To formalize this decree, Theodosius summoned a council of about 150 pro-Nicene bishops to the city of Constantinople (no anti-Nicenes or non-trinitarians were allowed to attend). They settled on a specific trinitarian interpretation of the Nicene Creed, and came up with a slightly modified creed now known as the Niceno-Constantinopolitan Creed, which was more conducive to trinitarianism. Now having the authority of both imperial law and ecumenical council behind him, Theodosius declared that all churches must be presided over by trinitarian bishops, and forbade the “heretics” from meeting publicly in any town. Trinitarian Christianity was now the official religion of the Roman Empire.
Conclusion
The history of early Christian theology is much more complicated than most Christians today believe. Trinitarianism was not always believed by Christians; on the contrary, most of the earliest Christians saw God as the Father alone, until the fourth century. The earliest Christians viewed Jesus as the foremost (mere) human, the Messiah of God, who is subordinate to God. As time went on, more Christians began to see Jesus as the Logos-demiurge of Hellenistic Platonism, who was created in the beginning as subordinate to the one God, the Father.

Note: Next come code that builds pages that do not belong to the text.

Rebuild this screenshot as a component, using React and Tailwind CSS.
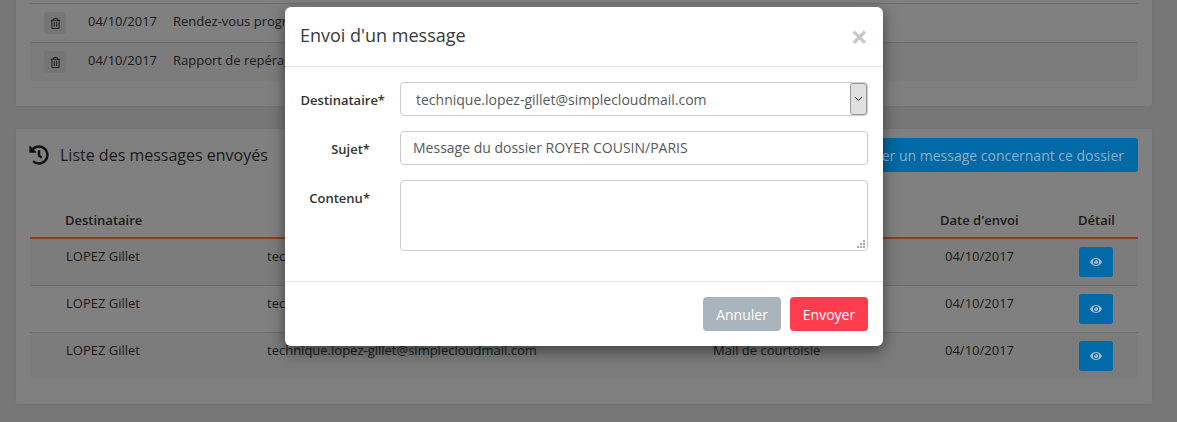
import React from 'react';
import { FaHistory, FaEye, FaRegTrashAlt } from 'react-icons/fa';

const docs = [
  { date: '04/10/2017', label: 'Rendez-vous programmé', alt: false },
  { date: '04/10/2017', label: 'Rapport de repérage', alt: true },
];

const sent = [
  { h: 'h-[47px] border-b', alt: true },
  { h: 'h-[47px] border-b', alt: false },
  { h: 'h-[45px]', alt: true },
];

function DocRow({ date, label, alt }) {
  return (
    <div className={`flex h-[39px] border-t border-[#6c6c6c] pt-[7px] ${alt ? 'bg-[#7c7c7c]' : ''}`}>
      <div className="ml-[14px] mt-[1px] flex h-[22px] w-[22px] items-center justify-center rounded-[3px] bg-[#757575]">
        <FaRegTrashAlt className="text-[11px] text-[#222]" />
      </div>
      <span className="ml-[22px] text-[13px] leading-[20px]">{date}</span>
      <span className="ml-[16px] text-[13px] leading-[20px]">{label}</span>
    </div>
  );
}

function SentRow({ h, alt }) {
  return (
    <div className={`flex border-[#6c6c6c] pt-[8px] text-[13px] leading-[18px] ${h} ${alt ? 'bg-[#7c7c7c]' : ''}`}>
      <span className="ml-[36px] w-[201px]">LOPEZ Gillet</span>
      <span className="w-[446px]">technique.lopez-gillet@simplecloudmail.com</span>
      <span className="w-[232px]">Mail de courtoisie</span>
      <span className="w-[134px]">04/10/2017</span>
      <button className="flex h-[30px] w-[34px] items-center justify-center rounded-[3px] bg-[#0069a6] text-[12px] text-[#9dbbd0]">
        <FaEye />
      </button>
    </div>
  );
}

function FormRow({ label, labelW, children }) {
  return (
    <div className="flex">
      <label className={`pt-[9px] text-right text-[13px] font-semibold leading-[18px] text-[#333] ${labelW}`}>{label}</label>
      {children}
    </div>
  );
}

export default function App() {
  return (
    <div className="relative h-[422px] w-[1177px] overflow-hidden bg-[#777777] font-['Open_Sans',sans-serif] text-[#1a1a1a]">
      {/* page derrière la modale, couleurs déjà assombries */}
      <div className="flex flex-col gap-[21px] pl-[15px] pr-[24px]">
        <div className="h-[107px] rounded-b-[3px] border border-t-0 border-[#747474] bg-[#808080] px-[14px] pt-[3px]">
          {docs.map((d) => (
            <DocRow key={d.label} {...d} />
          ))}
        </div>

        <div className="h-[277px] rounded-[3px] border border-[#747474] bg-[#808080] px-[14px] pt-[9px]">
          <div className="flex h-[34px] items-center justify-between">
            <div className="flex items-center">
              <FaHistory className="-ml-[1px] text-[20px] text-[#111]" />
              <span className="ml-[11px] text-[16px]">Liste des messages envoyés</span>
            </div>
            <button className="h-[34px] rounded-[3px] bg-[#0069a6] px-[14px] text-[14px] text-[#8fafc4]">
              Envoyer un message concernant ce dossier
            </button>
          </div>
          <div className="mt-[39px] flex h-[28px] border-b-2 border-[#8c3f1a] text-[13px] font-semibold leading-[18px]">
            <span className="ml-[35px] w-[875px]">Destinataire</span>
            <span className="w-[138px]">Date d'envoi</span>
            <span>Détail</span>
          </div>
          {sent.map((r, i) => (
            <SentRow key={i} {...r} />
          ))}
        </div>
      </div>

      <div className="absolute left-[285px] top-[7px] h-[339px] w-[598px] rounded-[6px] bg-white shadow-[0_5px_15px_rgba(0,0,0,0.5)]">
        <div className="flex h-[60px] items-center justify-between border-b border-[#e5e5e5] pl-[15px] pr-[15px]">
          <h5 className="-mt-[2px] text-[18px] text-[#373a3c]">Envoi d'un message</h5>
          <span className="text-[30px] font-bold leading-none text-[#c8c8c8]">×</span>
        </div>

        <div className="flex h-[215px] flex-col gap-[15px] border-b border-[#e5e5e5] pt-[15px]">
          <FormRow label="Destinataire*" labelW="w-[100px]">
            <div className="ml-[15px] flex h-[34px] w-[468px] items-center justify-between rounded-[4px] border border-[#ccc] pl-[15px] text-[14px] text-[#55595c]">
              <span>technique.lopez-gillet@simplecloudmail.com</span>
              <span className="flex h-full w-[17px] items-center justify-center rounded-[3px] border border-[#999] bg-[#e0e0e0]">
                <svg width="9" height="6" viewBox="0 0 9 6" fill="none" stroke="#333" strokeWidth="1">
                  <path d="M1 1l3.5 3.5L8 1" />
                </svg>
              </span>
            </div>
          </FormRow>
          <FormRow label="Sujet*" labelW="w-[85px]">
            <div className="ml-[30px] flex h-[34px] w-[468px] items-center rounded-[4px] border border-[#ccc] pb-[1px] pl-[12px] text-[14px] text-[#55595c]">
              Message du dossier ROYER COUSIN/PARIS
            </div>
          </FormRow>
          <FormRow label="Contenu*" labelW="w-[85px]">
            <div className="relative ml-[30px] h-[71px] w-[468px] rounded-[4px] border border-[#ccc]">
              <svg className="absolute bottom-[1px] right-[1px]" width="10" height="10" viewBox="0 0 10 10" fill="#aaa">
                <rect x="7" y="1" width="2" height="2" />
                <rect x="4" y="4" width="2" height="2" />
                <rect x="7" y="4" width="2" height="2" />
                <rect x="1" y="7" width="2" height="2" />
                <rect x="4" y="7" width="2" height="2" />
                <rect x="7" y="7" width="2" height="2" />
              </svg>
            </div>
          </FormRow>
        </div>

        <div className="flex justify-end gap-[9px] pr-[15px] pt-[15px]">
          <button className="h-[34px] w-[78px] rounded-[4px] bg-[#a9b4bd] text-[14px] text-white">Annuler</button>
          <button className="h-[34px] w-[78px] rounded-[4px] bg-[#ff3d4f] text-[14px] text-white">Envoyer</button>
        </div>
      </div>
    </div>
  );
}
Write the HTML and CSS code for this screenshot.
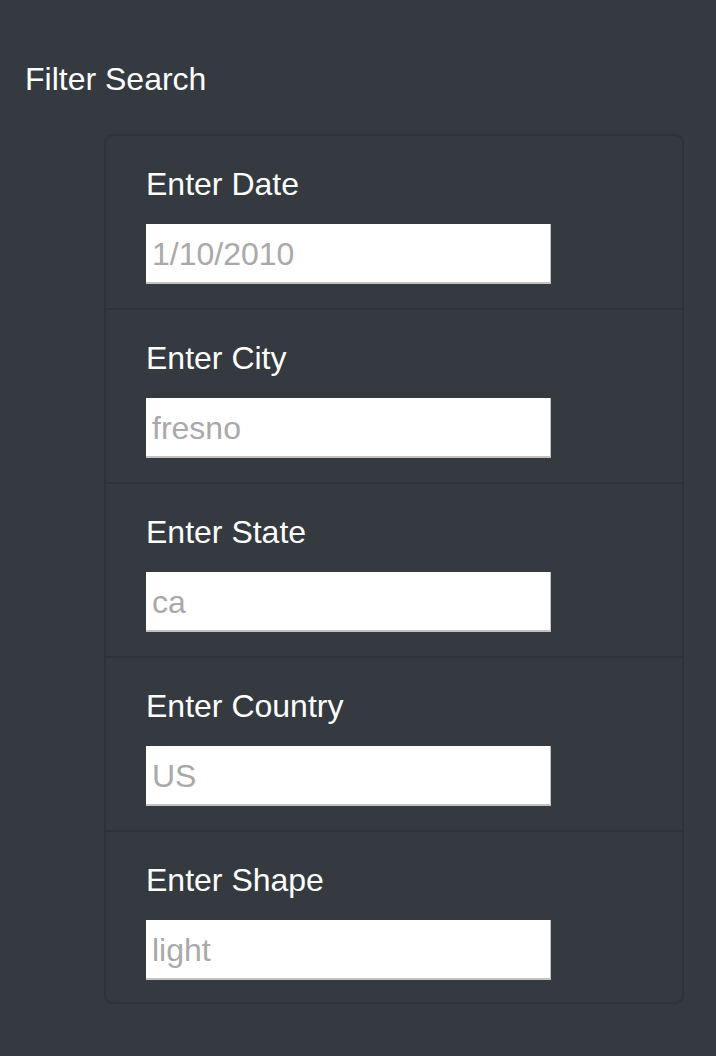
FILE: index.html
```html
<!DOCTYPE html>
<html>
<head>
<meta charset="utf-8">
<link rel="stylesheet" href="styles.css">
</head>
<body>
<div class="page">
  <div class="title">Filter Search</div>
  <ul class="filters">
    <li class="item"><label class="lbl" for="date">Enter Date</label><input class="field" id="date" type="text" placeholder="1/10/2010"></li>
    <li class="item"><label class="lbl" for="city">Enter City</label><input class="field" id="city" type="text" placeholder="fresno"></li>
    <li class="item"><label class="lbl" for="state">Enter State</label><input class="field" id="state" type="text" placeholder="ca"></li>
    <li class="item"><label class="lbl" for="country">Enter Country</label><input class="field" id="country" type="text" placeholder="US"></li>
    <li class="item"><label class="lbl" for="shape">Enter Shape</label><input class="field" id="shape" type="text" placeholder="light"></li>
  </ul>
</div>
</body>
</html>
```
FILE: styles.css
```css
html, body {
  margin: 0;
  padding: 0;
  background: #343a40;
}
body {
  font-family: "Liberation Sans", Arial, sans-serif;
  color: #ffffff;
}
.page {
  width: 716px;
  height: 1056px;
  box-sizing: border-box;
  padding-top: 55px;
}
.title {
  font-size: 32px;
  line-height: 48px;
  margin-left: 25px;
  height: 48px;
}
.filters {
  list-style: none;
  margin: 31px 0 0 104px;
  padding: 0;
  width: 580px;
  border: 2px solid #2e3338;
  border-radius: 9px;
  box-sizing: border-box;
}
.item {
  display: flex;
  flex-direction: column;
  align-items: flex-start;
  padding: 24px 40px 24px 40px;
  border-bottom: 2px solid #2e3338;
}
.item:last-child {
  border-bottom: none;
  padding-bottom: 22px;
}
.lbl {
  font-size: 32px;
  line-height: 48px;
  margin-bottom: 16px;
  color: #ffffff;
}
.field {
  width: 405px;
  height: 60px;
  box-sizing: border-box;
  border: none;
  box-shadow: inset -1px -2px 0 #c2c2c2;
  background: #ffffff;
  padding: 0 6px;
  font-family: "Liberation Sans", Arial, sans-serif;
  font-size: 32px;
  outline: none;
}
.field::placeholder {
  color: #a9a9a9;
}
```
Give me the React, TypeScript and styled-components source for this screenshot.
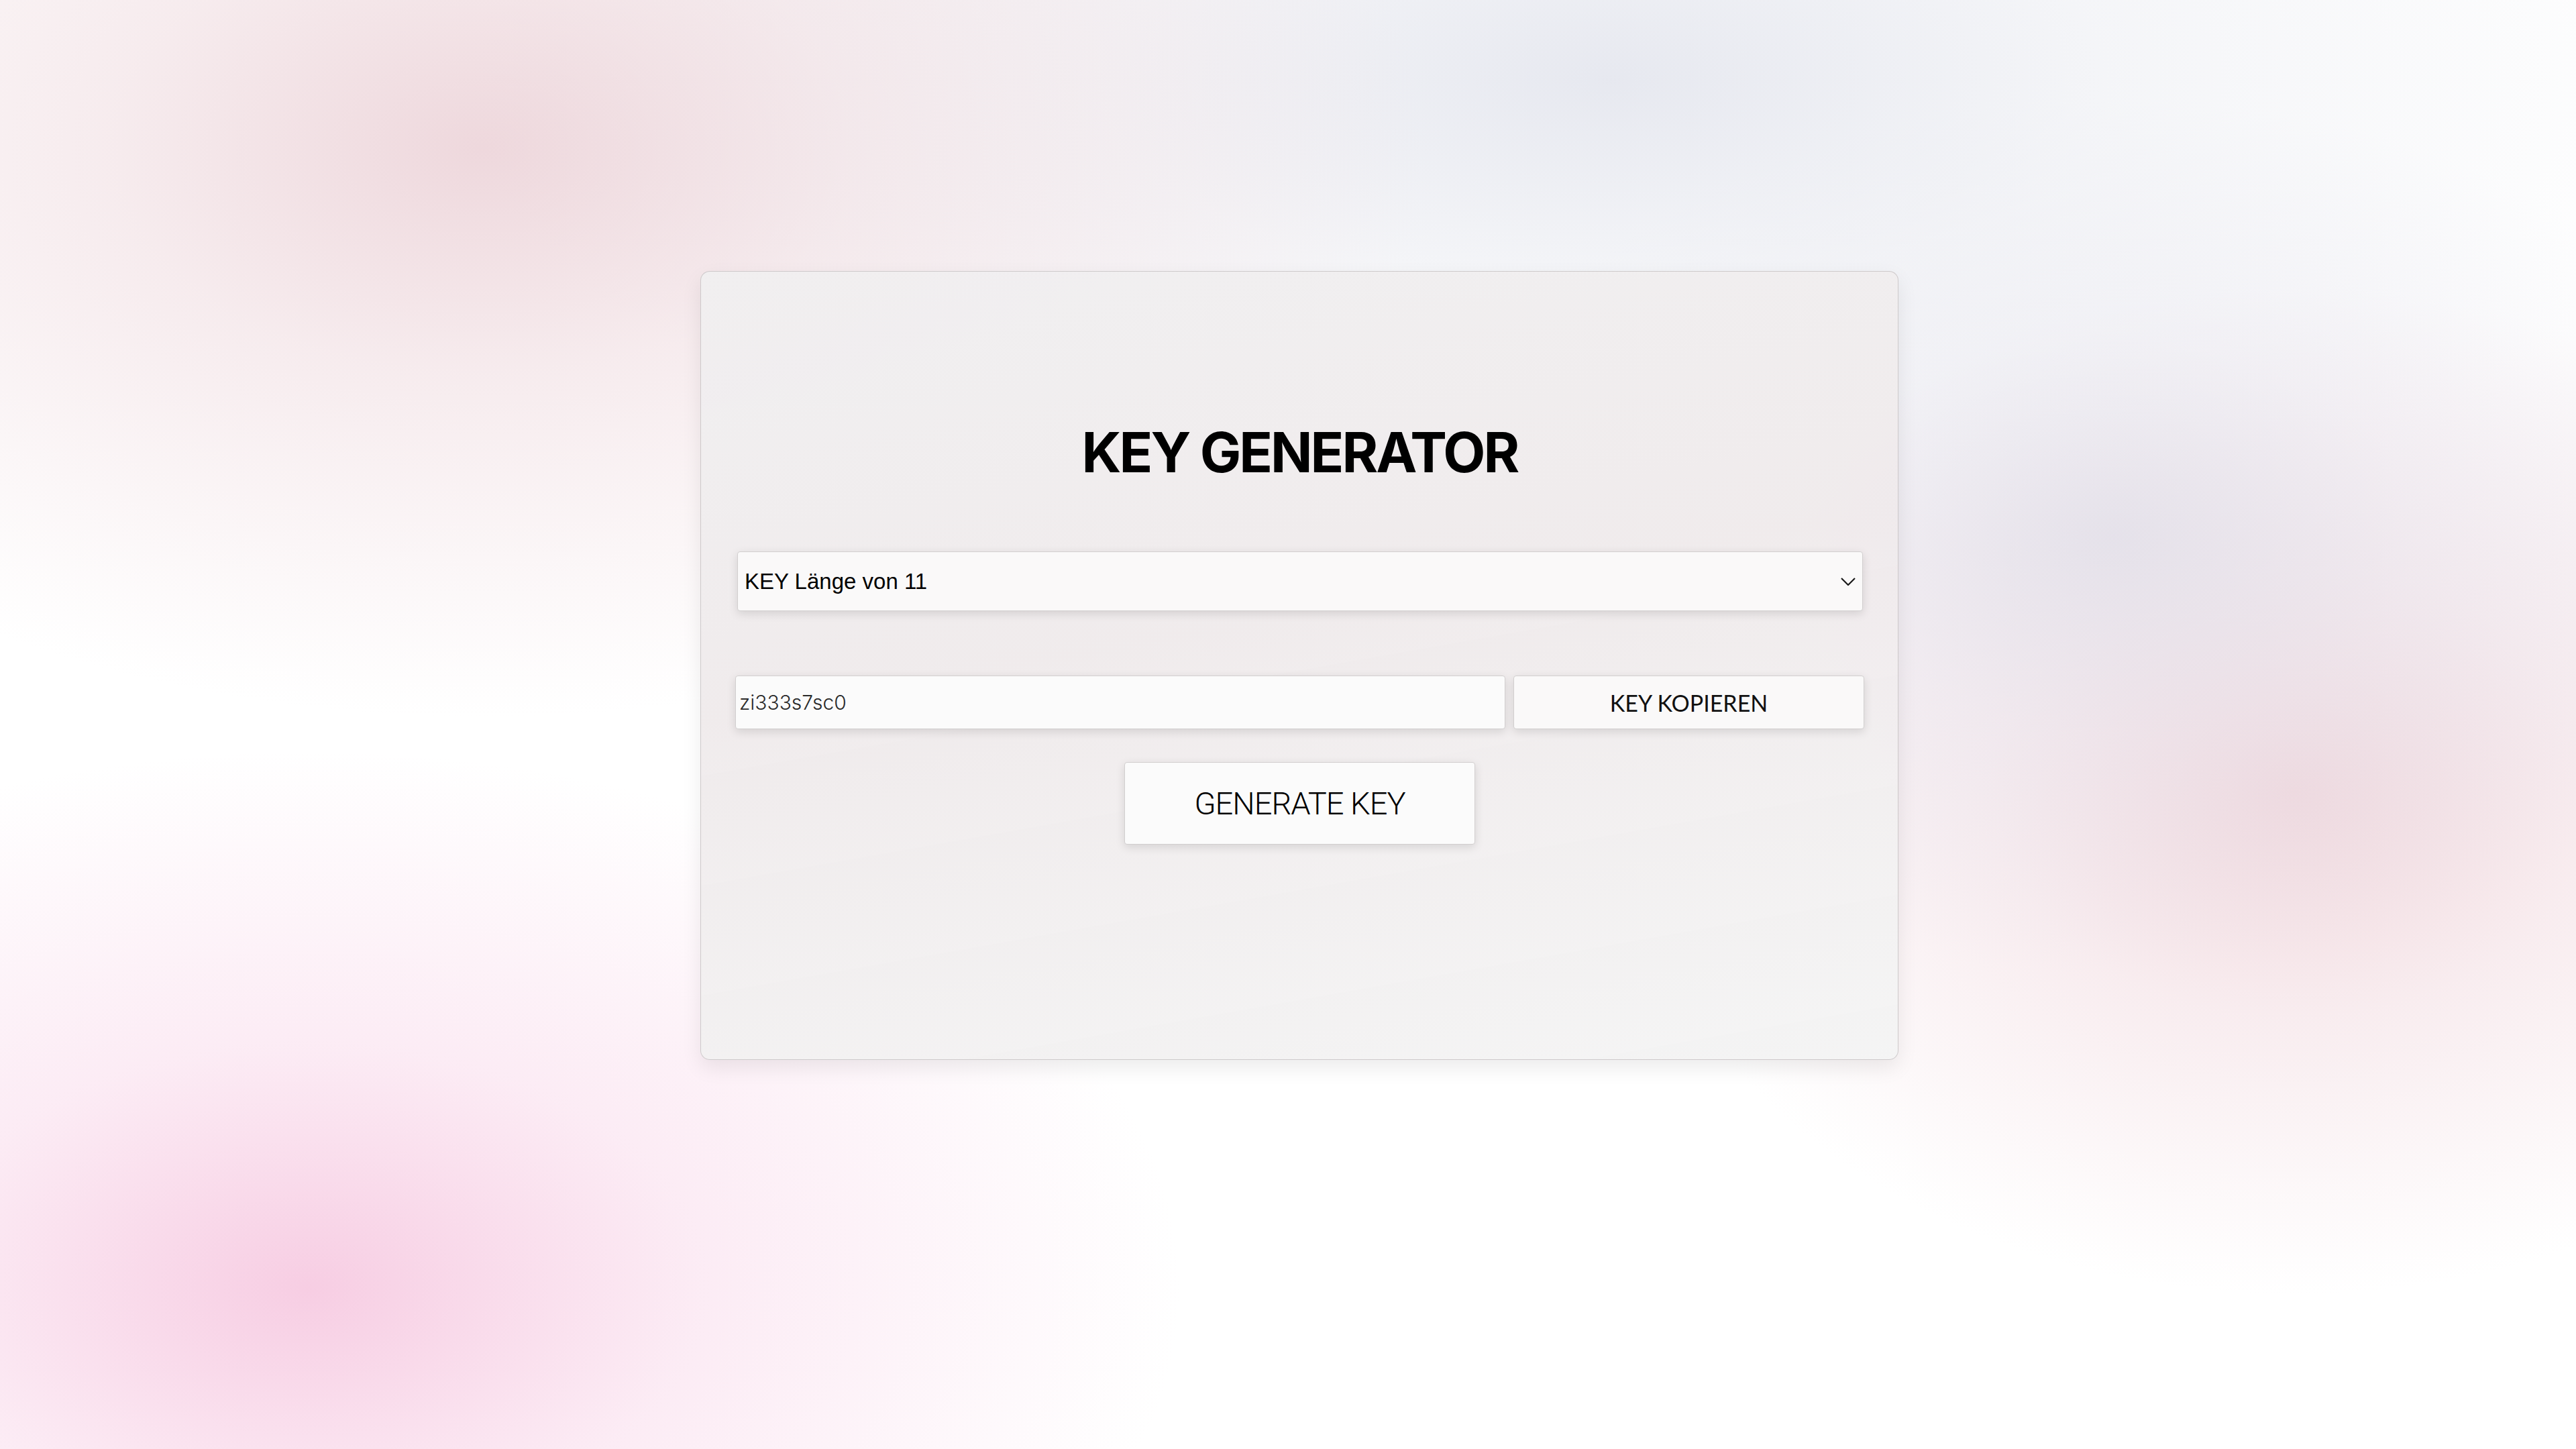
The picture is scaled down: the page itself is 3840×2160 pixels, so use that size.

However, trinitarianism did not become a major theological sect until the fourth century, and only became the official ‘orthodox’ view by the decree of the Roman emperor Theodosius I.
Seeing as trinitarianism was not the view of the earliest Christians, and it only became official ‘orthodoxy’ after Theodosius I forced the Church to adopt it as such, it’s inadvisable to unquestioningly take it as the truth. Instead, we should turn back to the New Testament to see what the earliest, inspired Christians actually believed about God and Jesus.